Common failure modes (homeowner mistakes)

  • Sample contaminated by tap or sample-bottle handling — false-positive coliform; lab requires repeat.
  • Wrong sample tap — using an outdoor hose-bib (subject to atmospheric contamination) instead of an indoor cold tap.
  • Incomplete flushing before sample — homeowner draws from stagnant line; result not representative.
  • Skipping for years, then surprised at sale — last-minute test fails, closing delayed.
  • Selecting an uncertified lab — results not accepted by lender or DOH.

How to take the sample correctly

  1. Use the kit’s sample bottle without rinsing it. The bottle has a preservative.
  2. Choose an indoor cold tap that gets regular use — kitchen sink is standard.
  3. Don’t use an outdoor hose bib, a swing-spout filter spout, or any tap with an aerator that’s hard to remove.
  4. Flush the cold side of the tap for 2–3 minutes before sampling to draw fresh water from the well.
  5. Don’t touch the inside of the bottle or cap. Don’t let the bottle contact the spout.
  6. Cap immediately and ship per kit directions, typically same-day or next-day delivery to the lab.

Common variants and disambiguation

  • Annual well test (private) vs. utility quarterly/monthly testing (public). Different rules, different scope. Public Group A systems test under WAC 246-290 schedules; private wells follow recommendation, not regulation.
  • Real-estate transaction test — minimal panel, often just coliform + nitrate.
  • Comprehensive baseline — done at well install or first occupancy; covers parameters that don’t change quickly (As, Pb, fluoride, hardness).

Washington note

WA DOH recommends — but does not regulate — annual coliform + nitrate testing for private single-family wells. Group B systems (2–14 connections, seasonal) follow WAC 246-291 with mandatory periodic monitoring; Group A (15+ connections) follow WAC 246-290.

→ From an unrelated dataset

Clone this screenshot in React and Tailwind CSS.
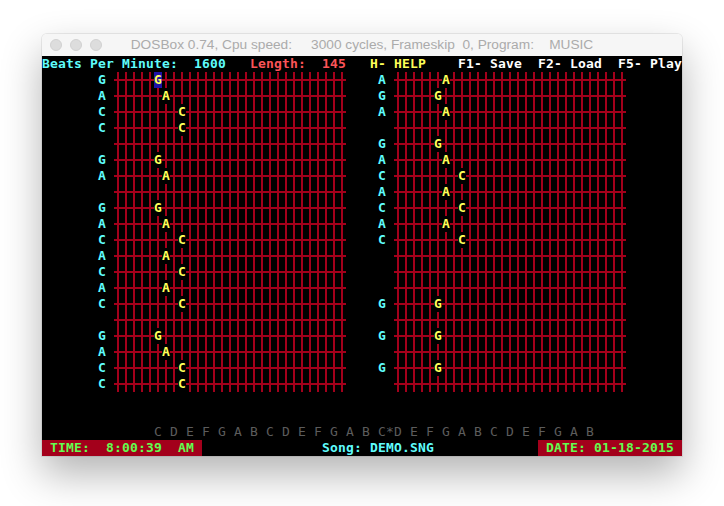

For real-estate transactions: lenders typically require fresh coliform at closing on private-well properties. FHA, VA, and USDA loans have specific requirements that may go further (nitrate, arsenic, sometimes lead). The seller should provide test results from a state-certified lab.

To find a state-certified lab: check the WA DOH “Drinking Water Laboratories” list. Common WA-region labs include Pace Analytical, Edge Analytical, Tacoma Tap Lab, and Aqua Pure. Some utilities (Tacoma Water, Seattle Public Utilities) offer no-charge coliform testing for customers with concerns — different from a private-well test, but useful if you’re trying to compare results.